Amazon AWS Certified Data Engineer - Associate DEA-C01 Exam
AWS Certified Data Engineer - Associate DEA-C01 (Page 5 )

Updated On: 1-Feb-2026

A company is building a data lake for a new analytics team. The company is using Amazon S3 for storage and Amazon Athena for query analysis. All data that is in Amazon S3 is in Apache Parquet format.
The company is running a new Oracle database as a source system in the company’s data center. The company has 70 tables in the Oracle database. All the tables have primary keys. Data can occasionally change in the source system. The company wants to ingest the tables every day into the data lake.
Which solution will meet this requirement with the LEAST effort?

  1. Create an Apache Sqoop job in Amazon EMR to read the data from the Oracle database. Configure the Sqoop job to write the data to Amazon S3 in Parquet format.
  2. Create an AWS Glue connection to the Oracle database. Create an AWS Glue bookmark job to ingest the data incrementally and to write the data to Amazon S3 in Parquet format.
  3. Create an AWS Database Migration Service (AWS DMS) task for ongoing replication. Set the Oracle database as the source. Set Amazon S3 as the target. Configure the task to write the data in Parquet format.
  4. Create an Oracle database in Amazon RDS. Use AWS Database Migration Service (AWS DMS) to migrate the on-premises Oracle database to Amazon RDS. Configure triggers on the tables to invoke AWS Lambda functions to write changed records to Amazon S3 in Parquet format.

Answer(s): C



A transportation company wants to track vehicle movements by capturing geolocation records. The records are 10 bytes in size. The company receives up to 10.000 records every second.

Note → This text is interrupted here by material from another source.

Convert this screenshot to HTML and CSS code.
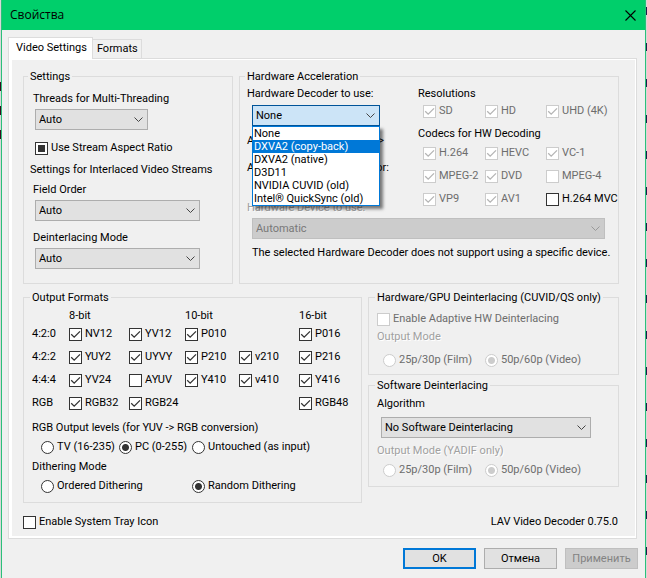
FILE: index.html
```html
<!DOCTYPE html>
<html lang="ru">

<head>
    <meta charset="UTF-8">
    <meta name="viewport" content="width=device-width, initial-scale=1.0">
    <title>Свойства</title>
    <link rel="stylesheet" href="styles.css">
</head>

<body>
    <div class="window">
        <header class="titlebar">
            <h1>Свойства</h1>
            <button type="button" class="close" aria-label="Закрыть">
                <svg width="11" height="11" viewBox="0 0 11 11">
                    <path d="M0.5 0.5 L10.5 10.5 M10.5 0.5 L0.5 10.5" stroke="#000" stroke-width="1.1" fill="none" />
                </svg>
            </button>
        </header>

        <div class="tabs">
            <button type="button" class="tab active">Video Settings</button>
            <button type="button" class="tab">Formats</button>
        </div>

        <main class="panel">
            <div class="top-row">
                <fieldset class="settings">
                    <legend>Settings</legend>
                    <label class="title" for="threads">Threads for Multi-Threading</label>
                    <select id="threads" class="short">
                        <option>Auto</option>
                    </select>
                    <label class="check aspect"><input type="checkbox" id="aspect">Use Stream Aspect Ratio</label>
                    <p class="interlaced">Settings for Interlaced Video Streams</p>
                    <label class="title" for="fieldOrder">Field Order</label>
                    <select id="fieldOrder">
                        <option>Auto</option>
                    </select>
                    <label class="title spaced" for="deintMode">Deinterlacing Mode</label>
                    <select id="deintMode">
                        <option>Auto</option>
                    </select>
                </fieldset>

                <fieldset class="hardware">
                    <legend>Hardware Acceleration</legend>
                    <div class="hw-columns">
                        <div class="decoder">
                            <label for="decoder">Hardware Decoder to use:</label>
                            <div class="combo">
                                <select id="decoder" class="open">
                                    <option>None</option>
                                </select>
                                <ul class="menu">
                                    <li>None</li>
                                    <li class="selected">DXVA2 (copy-back)</li>
                                    <li>DXVA2 (native)</li>
                                    <li>D3D11</li>
                                    <li>NVIDIA CUVID (old)</li>
                                    <li>Intel® QuickSync (old)</li>
                                </ul>
                            </div>
                            <p class="status"><span>Active Decoder:</span><span>&lt;inactive&gt;</span></p>
                            <p class="status">Active Hardware Accelerator:</p>
                            <label class="etched device-label" for="device">Hardware Device to use:</label>
                        </div>
                        <div>
                            <p>Resolutions</p>
                            <div class="codec-grid resolutions">
                                <label class="check"><input type="checkbox" checked disabled>SD</label>
                                <label class="check"><input type="checkbox" checked disabled>HD</label>
                                <label class="check"><input type="checkbox" checked disabled>UHD (4K)</label>
                            </div>
                            <p>Codecs for HW Decoding</p>
                            <div class="codec-grid codecs">
                                <label class="check"><input type="checkbox" checked disabled>H.264</label>
                                <label class="check"><input type="checkbox" checked disabled>HEVC</label>
                                <label class="check"><input type="checkbox" checked disabled>VC-1</label>
                                <label class="check"><input type="checkbox" checked disabled>MPEG-2</label>
                                <label class="check"><input type="checkbox" checked disabled>DVD</label>
                                <label class="check"><input type="checkbox" disabled>MPEG-4</label>
                                <label class="check"><input type="checkbox" checked disabled>VP9</label>
                                <label class="check"><input type="checkbox" checked disabled>AV1</label>
                                <label class="check"><input type="checkbox">H.264 MVC</label>
                            </div>
                        </div>
                    </div>
                    <select id="device" class="device" disabled>
                        <option>Automatic</option>
                    </select>
                    <p class="note">The selected Hardware Decoder does not support using a specific device.</p>
                </fieldset>
            </div>

            <div class="bottom-row">
                <fieldset class="output">
                    <legend>Output Formats</legend>
                    <div class="formats">
                        <span class="eight">8-bit</span>
                        <span class="ten">10-bit</span>
                        <span class="sixteen">16-bit</span>

                        <span class="row-name">4:2:0</span>
                        <label class="check"><input type="checkbox" checked>NV12</label>
                        <label class="check"><input type="checkbox" checked>YV12</label>
                        <label class="check"><input type="checkbox" checked>P010</label>
                        <label class="check sixteen"><input type="checkbox" checked>P016</label>

                        <span class="row-name">4:2:2</span>
                        <label class="check"><input type="checkbox" checked>YUY2</label>
                        <label class="check"><input type="checkbox" checked>UYVY</label>
                        <label class="check"><input type="checkbox" checked>P210</label>
                        <label class="check"><input type="checkbox" checked>v210</label>
                        <label class="check"><input type="checkbox" checked>P216</label>

                        <span class="row-name">4:4:4</span>
                        <label class="check"><input type="checkbox" checked>YV24</label>
                        <label class="check"><input type="checkbox">AYUV</label>
                        <label class="check"><input type="checkbox" checked>Y410</label>
                        <label class="check"><input type="checkbox" checked>v410</label>
                        <label class="check"><input type="checkbox" checked>Y416</label>

                        <span class="row-name">RGB</span>
                        <label class="check"><input type="checkbox" checked>RGB32</label>
                        <label class="check"><input type="checkbox" checked>RGB24</label>
                        <label class="check sixteen"><input type="checkbox" checked>RGB48</label>
                    </div>
                    <p class="levels-title">RGB Output levels (for YUV -&gt; RGB conversion)</p>
                    <div class="radios levels">
                        <label class="check"><input type="radio" name="levels">TV (16-235)</label>
                        <label class="check"><input type="radio" name="levels" checked>PC (0-255)</label>
                        <label class="check"><input type="radio" name="levels">Untouched (as input)</label>
                    </div>
                    <p>Dithering Mode</p>
                    <div class="radios dithering">
                        <label class="check"><input type="radio" name="dither">Ordered Dithering</label>
                        <label class="check"><input type="radio" name="dither" checked>Random Dithering</label>
                    </div>
                </fieldset>

                <div class="deint">
                    <fieldset class="hw-deint">
                        <legend>Hardware/GPU Deinterlacing (CUVID/QS only)</legend>
                        <label class="check"><input type="checkbox" disabled>Enable Adaptive HW Deinterlacing</label>
                        <p class="etched">Output Mode</p>
                        <div class="modes">
                            <label class="check"><input type="radio" name="hwMode" disabled>25p/30p (Film)</label>
                            <label class="check"><input type="radio" name="hwMode" checked disabled>50p/60p (Video)</label>
                        </div>
                    </fieldset>
                    <fieldset class="sw-deint">
                        <legend>Software Deinterlacing</legend>
                        <label for="algorithm">Algorithm</label>
                        <select id="algorithm" class="algorithm">
                            <option>No Software Deinterlacing</option>
                        </select>
                        <p class="etched">Output Mode (YADIF only)</p>
                        <div class="modes">
                            <label class="check"><input type="radio" name="swMode" disabled>25p/30p (Film)</label>
                            <label class="check"><input type="radio" name="swMode" checked disabled>50p/60p (Video)</label>
                        </div>
                    </fieldset>
                </div>
            </div>

            <div class="panel-footer">
                <label class="check"><input type="checkbox">Enable System Tray Icon</label>
                <span class="version">LAV Video Decoder 0.75.0</span>
            </div>
        </main>

        <footer class="buttons">
            <button type="button" class="btn primary">OK</button>
            <button type="button" class="btn">Отмена</button>
            <button type="button" class="btn" disabled>Применить</button>
        </footer>
    </div>

    <script>
        document.getElementById("aspect").indeterminate = true;
    </script>
</body>

</html>
```
FILE: styles.css
```css
* {
    box-sizing: border-box;
}

/* the desktop shows as a thin strip on both sides of the window */
body {
    margin: 0;
    padding: 0 1px;
    background-color: #d8d8d8;
    background-image:
        linear-gradient(#3a0a1e 9px, transparent 9px, transparent 24px, #3a0a1e 24px, #3a0a1e 33px, transparent 33px, transparent 48px, #3a0a1e 48px),
        linear-gradient(#1c1c4a 8px, transparent 8px);
    background-size: 1px 57px, 1px 36px;
    background-position: 0 82px, right 7px;
    background-repeat: no-repeat, repeat-y;
    font-family: Roboto, "Liberation Sans", sans-serif;
    font-size: 11px;
    line-height: 14px;
    color: #000;
    white-space: nowrap;
}

button,
select {
    font: inherit;
    color: inherit;
}

p,
ul {
    margin: 0;
    padding: 0;
}

label,
p {
    display: block;
}

.window {
    min-height: 100vh;
    padding-bottom: 7px;
    background-color: #f0f0f0;
    border: 1px solid #2bc07a;
    border-top: none;
    border-bottom: none;
}

.titlebar {
    display: flex;
    justify-content: space-between;
    align-items: center;
    height: 30px;
    padding: 0 9px 0 8px;
    background-color: #00cf6b;
}

.titlebar h1 {
    margin: 0;
    font-family: "Open Sans", sans-serif;
    font-size: 12px;
    font-weight: normal;
}

.close {
    display: flex;
    padding: 0;
    border: none;
    background: none;
}

/* tabs */
.tabs {
    display: flex;
    align-items: flex-end;
    padding: 7px 0 0 6px;
}

.tab {
    height: 19px;
    padding: 0 3px 0 4px;
    border: 1px solid #dcdcdc;
    border-left: none;
    border-bottom: none;
    background-color: #f0f0f0;
}

.tab.active {
    position: relative;
    height: 22px;
    margin-bottom: -1px;
    padding: 0 5px 2px 7px;
    border-left: 1px solid #dcdcdc;
    background-color: #fff;
}

.panel {
    margin: 0 8px 0 6px;
    padding: 10px 17px 9px 14px;
    border: 1px solid #dcdcdc;
    background-color: #f0f0f0;
    box-shadow: inset 3px 1px #fff, inset -1px -2px #fff;
}

/* group boxes */
fieldset {
    min-width: 0;
    margin: 0;
    padding: 0;
    border: 1px solid #dcdcdc;
}

legend {
    height: 15px;
    margin-left: -2px;
    padding: 1px 2px 0;
}

.top-row {
    display: grid;
    grid-template-columns: 210px 1fr;
    gap: 6px;
}

.bottom-row {
    display: grid;
    grid-template-columns: 339px 1fr;
    gap: 6px;
    margin-top: 6px;
}

/* drop-downs */
select {
    display: block;
    width: 165px;
    height: 21px;
    padding: 0 3px;
    border: 1px solid #adadad;
    border-radius: 0;
    appearance: none;
    background: #e1e1e1 url("data:image/svg+xml,%3Csvg xmlns='http://www.w3.org/2000/svg' width='9' height='5'%3E%3Cpath d='M.5 .5L4.5 4.5L8.5 .5' fill='none' stroke='%23444'/%3E%3C/svg%3E") no-repeat right 4px center;
}

select:disabled {
    border-color: #bfbfbf;
    background-color: #ccc;
    background-image: url("data:image/svg+xml,%3Csvg xmlns='http://www.w3.org/2000/svg' width='9' height='5'%3E%3Cpath d='M.5 .5L4.5 4.5L8.5 .5' fill='none' stroke='%23999'/%3E%3C/svg%3E");
    color: #787878;
    opacity: 1;
}

select.short {
    width: 113px;
}

select.open {
    width: 128px;
    border-color: #005499;
    background-color: #cce4f7;
}

.combo {
    position: relative;
    width: 128px;
    margin: 4px 0 8px 5px;
}

.menu {
    position: absolute;
    top: 21px;
    left: 0;
    right: 0;
    z-index: 1;
    border: 1px solid #0078d7;
    background-color: #fff;
    box-shadow: 3px 3px 3px rgba(0, 0, 0, 0.5);
    list-style: none;
    line-height: 12px;
}

.menu li {
    padding: 1px 0 0 1px;
}

.menu .selected {
    background-color: #0078d7;
    color: #fff;
}

/* tick boxes and radios */
.check {
    display: flex;
    align-items: center;
    gap: 3px;
    height: 14px;
}

.check:has(:disabled) {
    color: #6d6d6d;
}

input {
    flex: none;
    width: 13px;
    height: 13px;
    margin: 0;
    border: 1px solid #333;
    appearance: none;
    background: #fff no-repeat center;
}

input:disabled {
    border-color: #ccc;
}

input[type="checkbox"]:checked {
    background-image: url("data:image/svg+xml,%3Csvg xmlns='http://www.w3.org/2000/svg' width='11' height='11'%3E%3Cpath d='M1.2 5.2L4.2 8.2L10 2.4' fill='none' stroke='%23333' stroke-width='1.3'/%3E%3C/svg%3E");
}

input[type="checkbox"]:checked:disabled {
    background-image: url("data:image/svg+xml,%3Csvg xmlns='http://www.w3.org/2000/svg' width='11' height='11'%3E%3Cpath d='M1.2 5.2L4.2 8.2L10 2.4' fill='none' stroke='%23b4b4b4' stroke-width='1.3'/%3E%3C/svg%3E");
}

input:indeterminate[type="checkbox"] {
    background-image: linear-gradient(#333, #333);
    background-size: 7px 7px;
}

input[type="radio"] {
    border-radius: 50%;
}

input[type="radio"]:checked {
    background-image: radial-gradient(circle, #333 3px, transparent 4px);
}

input[type="radio"]:checked:disabled {
    background-image: radial-gradient(circle, #ccc 3px, transparent 4px);
}

.etched {
    color: #a0a0a0;
    text-shadow: 1px 1px #fff;
}

/* Settings */
.settings {
    padding: 8px 6px 14px;
}

.settings .title {
    margin: 0 0 3px 3px;
}

.settings .title.spaced {
    margin-top: 10px;
}

.settings select,
.aspect {
    margin-left: 5px;
}

.aspect {
    margin-top: 11px;
}

.interlaced {
    margin: 8px 0 6px;
}

/* Hardware Acceleration */
.hardware {
    padding: 3px 0 0 7px;
}

.hw-columns {
    display: grid;
    grid-template-columns: 171px 1fr;
}

.status {
    display: flex;
    justify-content: space-between;
    width: 137px;
    margin-bottom: 13px;
}

.device-label {
    margin-top: 26px;
}

.codec-grid {
    display: grid;
    grid-template-columns: 62px 61px 1fr;
    row-gap: 9px;
    padding-left: 5px;
}

.resolutions {
    margin: 3px 0 9px;
}

.codecs {
    margin-top: 5px;
}

.device {
    width: auto;
    min-width: calc(100% - 18px);
    margin: 3px 13px 7px 5px;
}

.note {
    margin-left: 5px;
}

/* Output Formats */
.output {
    padding: 4px 0 9px 8px;
}

.formats {
    display: grid;
    grid-template-columns: 37px 60px 56px 54px 60px 1fr;
    row-gap: 9px;
}

.formats > span:not(.row-name) {
    margin-bottom: -5px;
}

.eight {
    grid-column: 2;
}

.ten {
    grid-column: 4;
}

.sixteen {
    grid-column: 6;
}

.row-name {
    grid-column: 1;
}

.levels-title {
    margin-top: 11px;
}

.radios {
    display: grid;
    grid-template-columns: 78px 73px 1fr;
    margin: 5px 0 6px;
    padding-left: 9px;
}

.dithering {
    grid-template-columns: 151px 1fr;
    margin-bottom: 0;
}

/* Deinterlacing groups */
.deint {
    display: flex;
    flex-direction: column;
    gap: 3px;
}

.hw-deint {
    padding: 7px 0 7px 8px;
}

.hw-deint .etched {
    margin: 4px 0 9px;
}

.sw-deint {
    padding: 4px 0 9px 8px;
}

.algorithm {
    width: 210px;
    margin: 6px 0 6px 4px;
}

.sw-deint .etched {
    margin-bottom: 5px;
}

.modes {
    display: grid;
    grid-template-columns: 102px 1fr;
    padding-left: 6px;
}

.panel-footer {
    display: flex;
    justify-content: space-between;
    align-items: flex-end;
    margin-top: 12px;
}

.version {
    padding-right: 1px;
}

.buttons {
    display: flex;
    justify-content: flex-end;
    gap: 8px;
    padding: 9px 7px 0;
}

.btn {
    width: 73px;
    height: 21px;
    padding: 0;
    border: 1px solid #adadad;
    background-color: #e1e1e1;
}

.btn.primary {
    border: 2px solid #0078d7;
}

.btn:disabled {
    border-color: #bfbfbf;
    background-color: #ccc;
    color: #838383;
}
```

Data transmission delays of a few minutes are acceptable because of unreliable network conditions.
The transportation company wants to use Amazon Kinesis Data Streams to ingest the geolocation data. The company needs a reliable mechanism to send data to Kinesis Data Streams. The company needs to maximize the throughput efficiency of the Kinesis shards.
Which solution will meet these requirements in the MOST operationally efficient way?

  1. Kinesis Agent
  2. Kinesis Producer Library (KPL)
  3. Amazon Kinesis Data Firehose
  4. Kinesis SDK

Answer(s): B



An investment company needs to manage and extract insights from a volume of semi-structured data that grows continuously.
A data engineer needs to deduplicate the semi-structured data, remove records that are duplicates, and remove common misspellings of duplicates.
Which solution will meet these requirements with the LEAST operational overhead?

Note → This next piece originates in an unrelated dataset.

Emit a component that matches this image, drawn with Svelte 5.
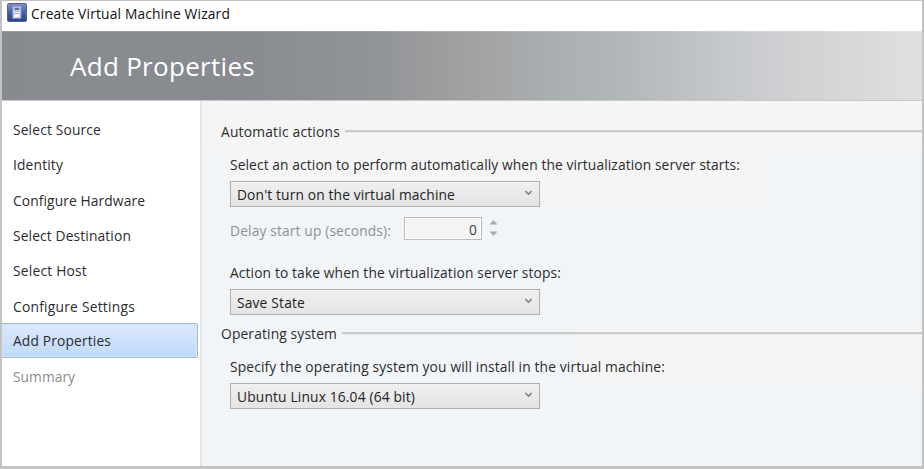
<script>
  const steps = [
    { label: 'Select Source', width: 88 },
    { label: 'Identity', width: 50 },
    { label: 'Configure Hardware', width: 132 },
    { label: 'Select Destination', width: 118 },
    { label: 'Select Host', width: 74 },
    { label: 'Configure Settings', width: 122 },
    { label: 'Add Properties', width: 98, current: true },
    { label: 'Summary', width: 62, disabled: true }
  ];

  // Spreads the letters so that a label takes the given width.
  function fit(node, width) {
    const apply = () => {
      node.style.letterSpacing = '0';
      const natural = node.getBoundingClientRect().width;
      node.style.letterSpacing = `${(width - natural) / node.textContent.length}px`;
    };
    apply();
    document.fonts?.ready.then(apply);
  }
</script>

{#snippet combo(text, width)}
  <div class="combo">
    <span use:fit={width}>{text}</span>
    <svg width="9" height="6" viewBox="0 0 9 6"><path d="M1.4 1 4.5 4.2 7.6 1" fill="none" stroke="#7c7c7c" stroke-width="1.6" /></svg>
  </div>
{/snippet}

<div class="window">
  <div class="titlebar">
    <svg width="20" height="20" viewBox="0 0 20 20">
      <defs>
        <linearGradient id="tile" x1="0" y1="0" x2="0" y2="1">
          <stop offset="0" stop-color="#7f93c6" />
          <stop offset=".5" stop-color="#4760a6" />
          <stop offset="1" stop-color="#303d86" />
        </linearGradient>
      </defs>
      <rect x=".5" y=".5" width="19" height="18" rx="1.5" fill="url(#tile)" stroke="#5262a0" />
      <rect x="5.8" y="3.3" width="8.2" height="12" fill="#c9d2ea" stroke="#8b9aca" stroke-width=".8" />
      <rect x="7.5" y="4.8" width="4.8" height="2" fill="#5669aa" />
      <rect x="7.5" y="8" width="4.8" height="6" fill="#f6f8fd" />
      <path d="M7.5 8.2h4.8M7.5 10.5h4.8" stroke="#8292c4" stroke-width=".8" />
    </svg>
    <span use:fit={199}>Create Virtual Machine Wizard</span>
  </div>
  <header><span use:fit={185}>Add Properties</span></header>
  <div class="body">
    <nav>
      {#each steps as step}
        <div class="step" class:current={step.current} class:disabled={step.disabled}>
          <span use:fit={step.width}>{step.label}</span>
        </div>
      {/each}
    </nav>
    <main>
      <div class="group"><span use:fit={119}>Automatic actions</span><i></i></div>
      <div class="label l1"><span use:fit={510}>Select an action to perform automatically when the virtualization server starts:</span></div>
      {@render combo("Don't turn on the virtual machine", 218)}
      <div class="delay">
        <span use:fit={161}>Delay start up (seconds):</span>
        <div class="number">0</div>
        <svg width="9" height="18" viewBox="0 0 9 18"><path d="M.5 5.5 4.5 1l4 4.5zM.5 12.5l4 4.5 4-4.5z" fill="#a9abad" /></svg>
      </div>
      <div class="label l2"><span use:fit={331}>Action to take when the virtualization server stops:</span></div>
      {@render combo('Save State', 68)}
      <div class="group second"><span use:fit={116}>Operating system</span><i></i></div>
      <div class="label l3"><span use:fit={435}>Specify the operating system you will install in the virtual machine:</span></div>
      {@render combo('Ubuntu Linux 16.04 (64 bit)', 178)}
    </main>
  </div>
</div>

<style>
  .window {
    box-sizing: border-box;
    width: 924px;
    height: 469px;
    border: solid #c3c3c3;
    border-width: 1px 2px 3px 2px;
    display: flex;
    flex-direction: column;
    overflow: hidden;
    background: #fff;
    font: 13.8px/20px "Open Sans", "Noto Sans", sans-serif;
    color: #2c2c2f;
  }
  span {
    white-space: nowrap;
    flex: none;
  }
  svg {
    flex: none;
    display: block;
  }
  .titlebar {
    height: 30px;
    flex: none;
    display: flex;
    align-items: flex-start;
    padding: 2px 0 0 5px;
    box-sizing: border-box;
    gap: 4px;
    color: #111;
  }
  .titlebar span {
    margin-top: 1px;
  }
  header {
    height: 70px;
    flex: none;
    box-sizing: border-box;
    border-top: 1px solid rgba(255, 255, 255, .15);
    border-bottom: 1px solid #c9cacb;
    padding: 16px 0 0 68px;
    font-size: 26px;
    line-height: 36px;
    color: #fff;
    background: linear-gradient(90deg, #878a8e 0, #888b8f 240px, #929598 380px, #a3a3a3 480px, #a8adb0 540px, #b0b5b8 610px, #c3c6c9 710px, #d2d3d5 810px, #dfe0e2 920px);
  }
  .body {
    flex: 1;
    display: flex;
    min-height: 0;
  }
  nav {
    width: 198px;
    flex: none;
    border-right: 2px solid #e5e6e8;
    padding-top: 11px;
  }
  .step {
    height: 35.3px;
    box-sizing: border-box;
    display: flex;
    align-items: center;
    padding: 1px 0 0 11px;
    width: 196px;
  }
  .current {
    height: 35px;
    margin: -1px 0 1.3px;
    border: 1px solid #9dbadf;
    border-left: 0;
    border-radius: 0 2px 2px 0;
    background: linear-gradient(#dce9fb, #c0d9fa);
    box-shadow: inset 0 0 0 1px #d4e4fa;
    padding-top: 2px;
  }
  .disabled {
    color: #8c8c8e;
  }
  main {
    flex: 1;
    min-width: 0;
    padding: 20px 0 0 19px;
    background:
      linear-gradient(#f5f5f5, #f5f5f5) 0 0 / 100% 48px no-repeat,
      linear-gradient(#f5f5f5, #f5f5f5) 28px 48px / 532px 62px no-repeat,
      linear-gradient(#f5f5f5, #f5f5f5) 370px 226px / 350px 60px no-repeat,
      #f1f5f8;
  }
  .group {
    display: flex;
    align-items: center;
    gap: 5px;
    height: 20px;
  }
  .group span {
    padding-top: 2px;
  }
  .group i {
    flex: 1;
    height: 2px;
    background: #c9caca;
    border-bottom: 1px solid #e6e7e7;
  }
  .label {
    height: 20px;
    padding-left: 9px;
  }
  .l1 {
    margin: 14px 0 6px;
  }
  .l2 {
    margin: 23px 0 6px;
  }
  .l3 {
    margin: 14px 0 6px;
  }
  .combo {
    box-sizing: border-box;
    width: 310px;
    height: 26px;
    margin-left: 8.6px;
    padding: 0 6px 0 6.4px;
    display: flex;
    align-items: center;
    justify-content: space-between;
    border: 1px solid #adb0b2;
    background: linear-gradient(#f0f0f0, #e4e4e4);
    color: #232326;
  }
  .combo span {
    padding-top: 1px;
  }
  .combo svg {
    margin-bottom: 3px;
  }
  .delay {
    display: flex;
    align-items: center;
    height: 24px;
    margin: 9px 0 0 9px;
    color: #8f9092;
  }
  .delay span {
    margin-top: 6px;
  }
  .number {
    box-sizing: border-box;
    width: 78px;
    height: 23px;
    margin: 0 7px 0 13px;
    padding-right: 4px;
    line-height: 23px;
    text-align: right;
    border: 1px solid #b9bcbe;
    background: #f5f5f5;
    box-shadow: inset 0 0 0 1px #fff;
    color: #444;
  }
  .second {
    margin-top: 8px;
  }
</style>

  1. Use the FindMatches feature of AWS Glue to remove duplicate records.
  2. Use non-Windows functions in Amazon Athena to remove duplicate records.
  3. Use Amazon Neptune ML and an Apache Gremlin script to remove duplicate records.
  4. Use the global tables feature of Amazon DynamoDB to prevent duplicate data.

Answer(s): A



A company is building an inventory management system and an inventory reordering system to automatically reorder products. Both systems use Amazon Kinesis Data Streams. The inventory management system uses the Amazon Kinesis Producer Library (KPL) to publish data to a stream. The inventory reordering system uses the Amazon Kinesis Client Library (KCL) to consume data from the stream. The company configures the stream to scale up and down as needed.
Before the company deploys the systems to production, the company discovers that the inventory reordering system received duplicated data.
Which factors could have caused the reordering system to receive duplicated data? (Choose two.)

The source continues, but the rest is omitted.